German Economy Minister Peter Altmaier has pledged that the government will add to keeping the country’s flagship air carrier Lufthansa afloat amid the ongoing COVID-19 pandemic.
“Lufthansa, like other companies, is part of our economy’s family silver. That’s why we’ll prevent this […] from being sold out”, he told the German newspaper Bild on Thursday.
The economy inmister also vowed that the government will “defend” itself “against foreign investors who think they can get bargain prices for famous and renowned German companies”.
The statement comes a few days after Der Spiegel reported that Lufthansa is seeking a €10 billion ($10.7 billion) bailout from the government in exchange for a hefty stake in the airline. The German magazine also cited the air carrier’s complaints about losing as much as €1 ($1.07 billion) million an hour due to the COVID-19 lockdown.
The proposal reportedly stipulates that the government will hold over half of the stake, €5.5 billion ($5.9 billion), as a silent partner, with a guaranteed return on the sum amounting to 9%.
According to Der Spiegel, the state-owned development bank Kreditanstalt for Wiederaufbau (KFW) is expected to inject another €3.5 billion ($3.7 billion), in a move due to be backed by the German government.The developments followed crisis-hit Lufthansa announcing in late April that it was in “intense negotiations” with various European governments over potential funding and is reportedly expecting aid from Austria and Switzerland in addition to Germany.

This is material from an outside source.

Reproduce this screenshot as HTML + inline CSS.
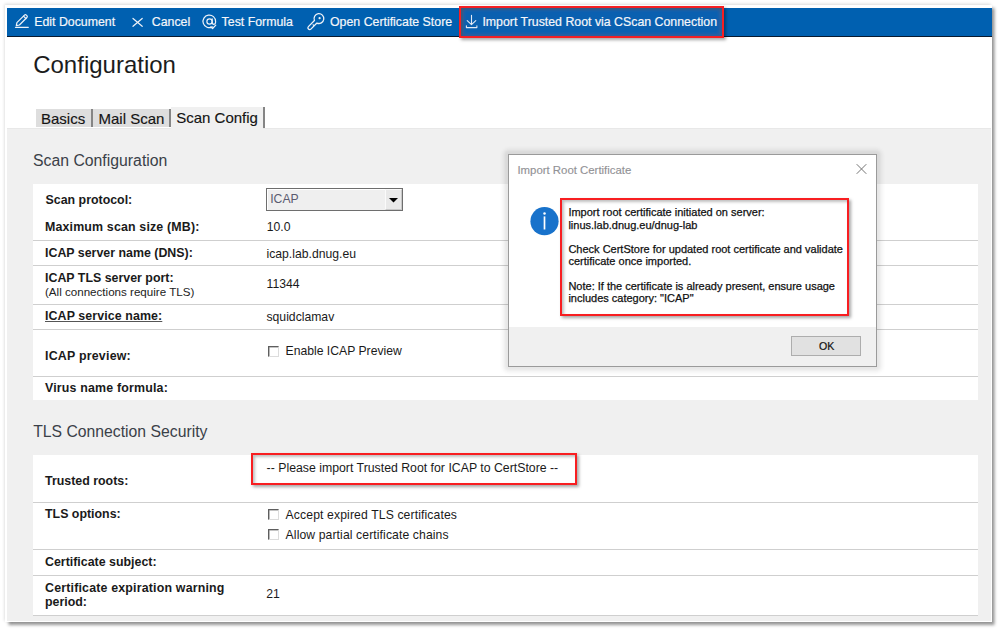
<!DOCTYPE html>
<html><head><meta charset="utf-8"><title>Configuration</title>
<style>
html,body{margin:0;padding:0;}
body{width:1000px;height:631px;overflow:hidden;position:relative;background:#fff;font-family:"Liberation Sans",sans-serif;}
.t{position:absolute;white-space:nowrap;line-height:1;}
.r{position:absolute;}
</style></head><body>
<div class="r" style="left:5px;top:4.5px;width:986.6px;height:617.5px;background:#fff;box-shadow:2.5px 3px 3px rgba(0,0,0,0.42),-1.5px -1px 3px rgba(0,0,0,0.15);"></div>
<div class="r" style="left:7px;top:8px;width:984.6px;height:613px;background:#fff;"></div>
<div class="r" style="left:7px;top:8px;width:984.6px;height:29px;background:#0060b0;border-bottom:1px solid #081a30;box-sizing:border-box;"></div>
<div class="t" style="left:34.20px;top:15.75px;font-size:12.35px;color:#f4f6fa;font-weight:normal;-webkit-text-stroke:0.2px #f4f6fa;">Edit Document</div>
<div class="t" style="left:151.80px;top:15.75px;font-size:12.35px;color:#f4f6fa;font-weight:normal;-webkit-text-stroke:0.2px #f4f6fa;">Cancel</div>
<div class="t" style="left:221.60px;top:15.75px;font-size:12.35px;color:#f4f6fa;font-weight:normal;-webkit-text-stroke:0.2px #f4f6fa;">Test Formula</div>
<div class="t" style="left:330.00px;top:15.75px;font-size:12.35px;color:#f4f6fa;font-weight:normal;-webkit-text-stroke:0.2px #f4f6fa;">Open Certificate Store</div>
<div class="r" style="left:459px;top:6px;width:265px;height:32px;border:2px solid #f81e21;box-sizing:border-box;background:#2f5f9f;box-shadow:2px 2px 3px rgba(0,0,0,0.35), inset 2px 2px 3px rgba(80,80,80,0.5);"></div>
<div class="r" style="left:464px;top:10px;width:255px;height:24px;background:#0a60b0;filter:blur(1.5px);"></div>
<div class="t" style="left:482.40px;top:15.75px;font-size:12.35px;color:#f4f6fa;font-weight:normal;-webkit-text-stroke:0.2px #f4f6fa;">Import Trusted Root via CScan Connection</div>
<svg class="r" style="left:0;top:0" width="1000" height="40" viewBox="0 0 1000 40">
<g fill="none" stroke="#eef2f8" stroke-width="1.2" stroke-linecap="round" stroke-linejoin="round">
<path d="M15.5 27.3 H28.3"/>
<path d="M16.3 25.6 L16.9 22.6 L24.5 15.1 Q25.4 14.2 26.3 15.1 L26.9 15.7 Q27.8 16.6 26.9 17.5 L19.4 25.0 Z"/>
<path d="M23.5 16.1 L25.9 18.5"/>
<path d="M133 18.5 L142.2 26.3 M142.2 18.5 L133 26.3"/>
<path d="M212.3 26.9 A6.3 6.3 0 1 1 215.6 21.5 L215.6 22.3 Q215.6 24.3 213.9 24.3 Q212.2 24.3 212.2 22.3 L212.2 18.8"/>
<circle cx="209.5" cy="21.5" r="2.6"/>
<path d="M210.8 27.0 L212.6 28.5 L215.8 25.1"/>
</g>
<g transform="translate(318.9 18.6) rotate(135)" fill="none" stroke="#eef2f8" stroke-width="1.3" stroke-linejoin="round">
<path d="M4.55 -1.75 A4.9 4.9 0 1 0 4.55 1.75 L13.1 1.75 Q14.8 1.75 14.8 0 Q14.8 -1.75 13.1 -1.75 Z"/>
<path d="M8.5 -1.75 V0.2" stroke-width="1"/>
</g>
<circle cx="319.6" cy="18.2" r="1.1" fill="#eef2f8"/>
<g fill="none" stroke="#e2e9f4" stroke-width="1.1" stroke-linecap="round" stroke-linejoin="round">
<path d="M471.5 15.3 V24.4 M467.2 20.6 L471.5 24.6 L475.8 20.6"/>
<path d="M466.4 25.7 V27.6 H476.9 V25.7"/>
</g>
</svg>
<div class="t" style="left:33.20px;top:52.98px;font-size:24px;color:#1c1c1c;font-weight:normal;">Configuration</div>
<div class="r" style="left:7px;top:128px;width:984px;height:492.6px;background:#f0f0f0;border-top:1px solid #e8e8e8;box-sizing:border-box;"></div>
<div class="r" style="left:36px;top:109px;width:55px;height:18px;background:#dedede;"></div>
<div class="r" style="left:91px;top:109px;width:1.5px;height:18px;background:#858585;"></div>
<div class="r" style="left:92.5px;top:109px;width:76.5px;height:18px;background:#dedede;"></div>
<div class="r" style="left:169px;top:109px;width:1.6999999999999886px;height:18px;background:#858585;"></div>
<div class="r" style="left:170.7px;top:107px;width:92.30000000000001px;height:22px;background:#f0f0f0;"></div>
<div class="r" style="left:263px;top:107px;width:1.5px;height:21px;background:#858585;"></div>
<div class="t" style="left:41.00px;top:111.30px;font-size:15px;color:#141414;font-weight:normal;-webkit-text-stroke:0.15px #141414;">Basics</div>
<div class="t" style="left:98.50px;top:111.30px;font-size:15px;color:#141414;font-weight:normal;-webkit-text-stroke:0.15px #141414;">Mail Scan</div>
<div class="t" style="left:176.20px;top:110.10px;font-size:15px;color:#141414;font-weight:normal;-webkit-text-stroke:0.15px #141414;">Scan Config</div>
<div class="t" style="left:33.00px;top:152.73px;font-size:15.8px;color:#3a4048;font-weight:normal;">Scan Configuration</div>
<div class="r" style="left:33px;top:184px;width:945px;height:216px;background:#fff;"></div>
<div class="r" style="left:33px;top:240px;width:945px;height:1px;background:#cfcfcf;"></div>
<div class="r" style="left:33px;top:265px;width:945px;height:1px;background:#cfcfcf;"></div>
<div class="r" style="left:33px;top:304px;width:945px;height:1px;background:#cfcfcf;"></div>
<div class="r" style="left:33px;top:329px;width:945px;height:1px;background:#cfcfcf;"></div>
<div class="r" style="left:33px;top:376px;width:945px;height:1px;background:#cfcfcf;"></div>
<div class="t" style="left:45.50px;top:193.50px;font-size:12.4px;color:#1a1a1a;font-weight:bold;">Scan protocol:</div>
<div class="t" style="left:45.00px;top:220.70px;font-size:12.4px;color:#1a1a1a;font-weight:bold;letter-spacing:0.16px;">Maximum scan size (MB):</div>
<div class="t" style="left:45.00px;top:246.50px;font-size:12.4px;color:#1a1a1a;font-weight:bold;">ICAP server name (DNS):</div>
<div class="t" style="left:45.00px;top:271.50px;font-size:12.4px;color:#1a1a1a;font-weight:bold;">ICAP TLS server port:</div>
<div class="t" style="left:45.00px;top:285.68px;font-size:11.6px;color:#222;font-weight:normal;">(All connections require TLS)</div>
<div class="t" style="left:45.00px;top:310.30px;font-size:12.4px;color:#1a1a1a;font-weight:bold;text-decoration:underline;text-decoration-color:#555;letter-spacing:0.1px;">ICAP service name:</div>
<div class="t" style="left:45.00px;top:349.50px;font-size:12.4px;color:#1a1a1a;font-weight:bold;letter-spacing:0.22px;">ICAP preview:</div>
<div class="t" style="left:45.00px;top:382.00px;font-size:12.4px;color:#1a1a1a;font-weight:bold;letter-spacing:0.18px;">Virus name formula:</div>
<div class="r" style="left:266px;top:188px;width:137px;height:23px;background:#efefef;border:1px solid #6e6e6e;box-sizing:border-box;box-shadow:inset 1px 1px 0 #fff;"></div>
<div class="r" style="left:385px;top:189px;width:17px;height:21px;background:#e9e9e9;border:1px solid;border-color:#fafafa #c8c8c8 #c8c8c8 #fafafa;box-sizing:border-box;"></div>
<svg class="r" style="left:389px;top:198px" width="9" height="5"><path d="M0 0 H9 L4.5 4.6 Z" fill="#000"/></svg>
<div class="t" style="left:270.20px;top:193.37px;font-size:12.2px;color:#5b5b70;font-weight:normal;">ICAP</div>
<div class="t" style="left:266.80px;top:220.87px;font-size:12.2px;color:#1a1a1a;font-weight:normal;">10.0</div>
<div class="t" style="left:266.50px;top:247.57px;font-size:12.2px;color:#1a1a1a;font-weight:normal;">icap.lab.dnug.eu</div>
<div class="t" style="left:266.60px;top:277.67px;font-size:12.2px;color:#1a1a1a;font-weight:normal;">11344</div>
<div class="t" style="left:266.50px;top:310.57px;font-size:12.2px;color:#1a1a1a;font-weight:normal;">squidclamav</div>
<div class="r" style="left:268px;top:345.5px;width:11px;height:11.0px;background:#fff;border:1px solid;border-color:#5e5e5e #dcdcdc #dcdcdc #5e5e5e;box-sizing:border-box;box-shadow:inset 0.6px 0.6px 0 #8a8a8a;"></div>
<div class="t" style="left:285.50px;top:345.27px;font-size:12.2px;color:#1a1a1a;font-weight:normal;">Enable ICAP Preview</div>
<div class="t" style="left:33.20px;top:424.17px;font-size:15.75px;color:#3a4048;font-weight:normal;">TLS Connection Security</div>
<div class="r" style="left:33px;top:455px;width:945px;height:161px;background:#fff;"></div>
<div class="r" style="left:33px;top:502px;width:945px;height:1px;background:#cfcfcf;"></div>
<div class="r" style="left:33px;top:549px;width:945px;height:1px;background:#cfcfcf;"></div>
<div class="r" style="left:33px;top:575px;width:945px;height:1px;background:#cfcfcf;"></div>
<div class="r" style="left:33px;top:615px;width:945px;height:1px;background:#cfcfcf;"></div>
<div class="t" style="left:45.00px;top:475.00px;font-size:12.4px;color:#1a1a1a;font-weight:bold;">Trusted roots:</div>
<div class="t" style="left:45.00px;top:508.20px;font-size:12.4px;color:#1a1a1a;font-weight:bold;">TLS options:</div>
<div class="t" style="left:45.00px;top:555.70px;font-size:12.4px;color:#1a1a1a;font-weight:bold;">Certificate subject:</div>
<div class="t" style="left:45.00px;top:581.80px;font-size:12.4px;color:#1a1a1a;font-weight:bold;letter-spacing:0.18px;">Certificate expiration warning</div>
<div class="t" style="left:45.00px;top:595.70px;font-size:12.4px;color:#1a1a1a;font-weight:bold;">period:</div>
<div class="r" style="left:251px;top:453px;width:326px;height:32px;border:2px solid #f81e21;box-sizing:border-box;background:#fff;box-shadow:2px 2px 3px rgba(0,0,0,0.35), inset 2px 2px 3px rgba(0,0,0,0.25);"></div>
<div class="t" style="left:266.60px;top:461.59px;font-size:12.3px;color:#1a1a1a;font-weight:normal;">-- Please import Trusted Root for ICAP to CertStore --</div>
<div class="r" style="left:268px;top:509px;width:11px;height:11px;background:#fff;border:1px solid;border-color:#5e5e5e #dcdcdc #dcdcdc #5e5e5e;box-sizing:border-box;box-shadow:inset 0.6px 0.6px 0 #8a8a8a;"></div>
<div class="r" style="left:268px;top:529px;width:11px;height:11px;background:#fff;border:1px solid;border-color:#5e5e5e #dcdcdc #dcdcdc #5e5e5e;box-sizing:border-box;box-shadow:inset 0.6px 0.6px 0 #8a8a8a;"></div>
<div class="t" style="left:285.60px;top:509.17px;font-size:12.2px;color:#1a1a1a;font-weight:normal;letter-spacing:0.12px;">Accept expired TLS certificates</div>
<div class="t" style="left:285.60px;top:528.97px;font-size:12.2px;color:#1a1a1a;font-weight:normal;letter-spacing:0.1px;">Allow partial certificate chains</div>
<div class="t" style="left:266.30px;top:587.97px;font-size:12.2px;color:#1a1a1a;font-weight:normal;">21</div>
<div class="r" style="left:502px;top:148px;width:381px;height:225px;background:rgba(0,0,0,0.045);border-radius:7px;filter:blur(1.5px);"></div>
<div class="r" style="left:505px;top:151px;width:375px;height:219px;background:rgba(0,0,0,0.05);border-radius:4px;filter:blur(1px);"></div>
<div class="r" style="left:508px;top:154px;width:369px;height:213px;background:#fff;border:1px solid #9a9a9a;box-sizing:border-box;"></div>
<div class="r" style="left:509px;top:327px;width:367px;height:39px;background:#f0f0f0;"></div>
<div class="t" style="left:517.40px;top:164.65px;font-size:11.4px;color:#929296;font-weight:normal;-webkit-text-stroke:0.15px #929296;">Import Root Certificate</div>
<svg class="r" style="left:850px;top:158px" width="22" height="22"><path d="M6.7 6.2 L16.3 15.8 M16.3 6.2 L6.7 15.8" stroke="#747474" stroke-width="1" fill="none"/></svg>
<svg class="r" style="left:528px;top:205px" width="34" height="34"><circle cx="16.5" cy="16.2" r="14.1" fill="#1872cb"/><circle cx="16.5" cy="8.6" r="1.25" fill="#fff"/><rect x="15.65" y="11.4" width="1.7" height="13.1" fill="#fff"/></svg>
<div class="r" style="left:560px;top:198px;width:289px;height:118px;border:2px solid #f81e21;box-sizing:border-box;background:#fff;box-shadow:2px 2px 3px rgba(0,0,0,0.35), inset 2px 2px 3px rgba(0,0,0,0.25);"></div>
<div class="t" style="left:568.40px;top:207.49px;font-size:11px;color:#111;font-weight:normal;-webkit-text-stroke:0.25px #111;">Import root certificate initiated on server:</div>
<div class="t" style="left:568.40px;top:219.79px;font-size:11px;color:#111;font-weight:normal;-webkit-text-stroke:0.25px #111;">linus.lab.dnug.eu/dnug-lab</div>
<div class="t" style="left:568.40px;top:243.89px;font-size:11px;color:#111;font-weight:normal;-webkit-text-stroke:0.25px #111;">Check CertStore for updated root certificate and validate</div>
<div class="t" style="left:568.40px;top:256.29px;font-size:11px;color:#111;font-weight:normal;-webkit-text-stroke:0.25px #111;">certificate once imported.</div>
<div class="t" style="left:568.40px;top:281.39px;font-size:11px;color:#111;font-weight:normal;-webkit-text-stroke:0.25px #111;">Note: If the certificate is already present, ensure usage</div>
<div class="t" style="left:568.40px;top:293.39px;font-size:11px;color:#111;font-weight:normal;-webkit-text-stroke:0.25px #111;">includes category: "ICAP"</div>
<div class="r" style="left:791px;top:336px;width:70px;height:20px;background:#e1e1e1;border:1px solid #adadad;box-sizing:border-box;"></div>
<div class="t" style="left:819.00px;top:341.33px;font-size:10.6px;color:#111;font-weight:normal;-webkit-text-stroke:0.2px #111;">OK</div>
</body></html>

This was preceded by Lufthansa CEO Carsten Spohr stating earlier in April that the company is losing as much as €1 million ($1.1m) an hour, and that its jets are currently carrying fewer than 3,000 people every day, down from the usual daily traffic of 350,000 passengers. The decline comes amid the coronavirus pandemic, described by Spohr as the biggest challenge in the company’s 65-year history.
He said that the German airline giant entered the crisis with financial reserves of around €4 billion ($4.37 billion), but it “will not be able to survive this increasingly longer lasting crisis without state support”.